Hay un elefante en la habitación, y huele a papel quemado, a promesas rotas, a Constitución fósil. Chile vive bajo el espejismo de un Estado moderno, pero debajo del barniz democrático, lo que existe es una estructura petrificada, intocable, diseñada para auto-perpetuarse.

Los impuestos suben, el dinero vale cada vez menos, y mientras la inflación ahoga a las familias, los discursos políticos flotan en un limbo desconectado. El Congreso legisla a ciegas, la burocracia se alimenta a sí misma, y la élite económica, esa que nunca pierde, ajusta las cuerdas de su marioneta con una mano mientras con la otra financia fundaciones "sin fines de lucro".

Y nadie, nadie, se atreve a hablar de una reingeniería del Estado. ¿Por qué? Porque tocar al Estado chileno es tocar al poder real. Y el poder real no debate: se protege, se disfraza, se disuelve en tecnicismos, en reformas graduales, en excusas eternas.

Mientras tanto, el pueblo vive en la trampa: elegir entre lo mismo con otro nombre. Se nos vendió el sueño del cambio constitucional, pero terminó en un proceso domesticado, manejado por los mismos grupos que temen que el pueblo tenga realmente voz.

El sistema no está en crisis: el sistema es la crisis.

Y en medio de ese pantano, las vacas sagradas del sistema jurídico se pasean como si el país les perteneciera. Ministros, jueces y fiscales con denuncias en curso, con vínculos a empresas, a partidos, a operaciones de encubrimiento.

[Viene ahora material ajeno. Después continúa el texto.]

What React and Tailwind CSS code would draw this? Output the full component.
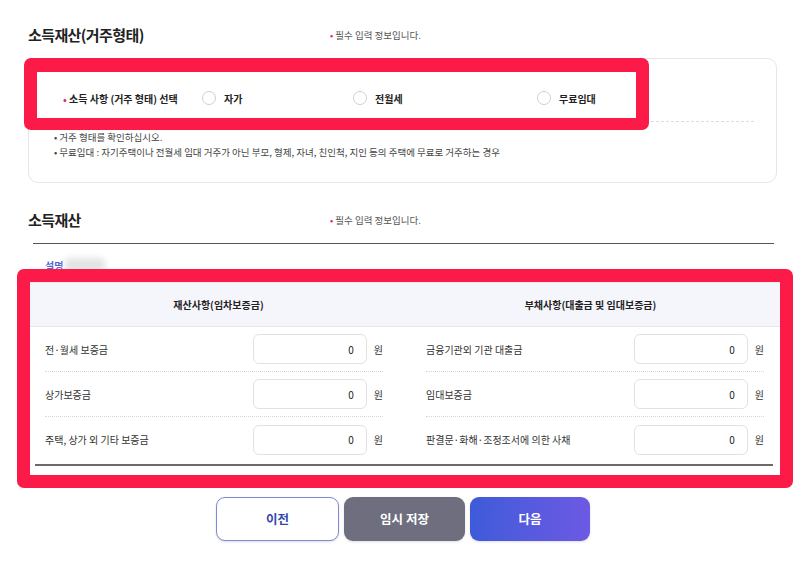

Funcionarios que aparecen en informes internos, en auditorías, en grabaciones. Pero que jamás enfrentan a la justicia porque ellos son la justicia. Ellos hacen y deshacen, blindados por el silencio institucional y la complicidad de sus pares.

Y mientras tanto, el ciudadano común se muere esperando una hora médica. El sistema de salud pública es un campo de batalla donde la vida depende de la suerte. Una cirugía puede demorar años, los medicamentos son impagables, y las listas de espera se inflan con cifras maquilladas para que los ministros salgan bien en la prensa. La salud, en Chile, no es un derecho: es un privilegio disfrazado de política pública.

Y cuando el malestar crece, ahí aparecen las encuestas truchas, esos oráculos modernos que, lejos de medir la realidad, la fabrican. Empresas ligadas al poder, operadores políticos convertidos en analistas, índices manipulados para crear climas artificiales de estabilidad, de apoyo o de miedo. La opinión pública es moldeada como arcilla, no para reflejar lo que el país siente, sino para convencerlo de que está equivocado.

Y lo más oscuro: la seguridad pública se ha convertido en un botín político. El narcotráfico se mimetiza con barrios abandonados por el Estado. Las policías, muchas veces sin recursos ni respaldo real, enfrentan redes delictuales que operan con tecnología, armas y protección política. Hay comunas enteras donde el miedo gobierna más que la ley. Y cuando la violencia estalla, el discurso oficial pide “paciencia” mientras se arman comisiones de seguridad que no llegan a nada. Carabineros y policías de investigaciones son instrumentalizados según la agenda del día, mientras los verdaderos jefes del crimen siguen en la sombra.

La ciudadanía ya no exige solo justicia o igualdad: exige protección, y el Estado no la ofrece. Solo entrega excusas, mientras sus propios actores —algunos— son parte del problema.

Todo eso es parte de lo mismo. Un aparato diseñado no para servir al pueblo, sino para administrarlo, contenerlo, anestesiarlo. Pero ya no alcanza con parches. No se trata de cambiar los rostros: se trata de cambiar la lógica. De desmontar un sistema que premia al que abusa y castiga al que denuncia. Un sistema que necesita ser desnudado, expuesto y reconstruido desde la base.

Es hora de un verdadero cambio de equipo.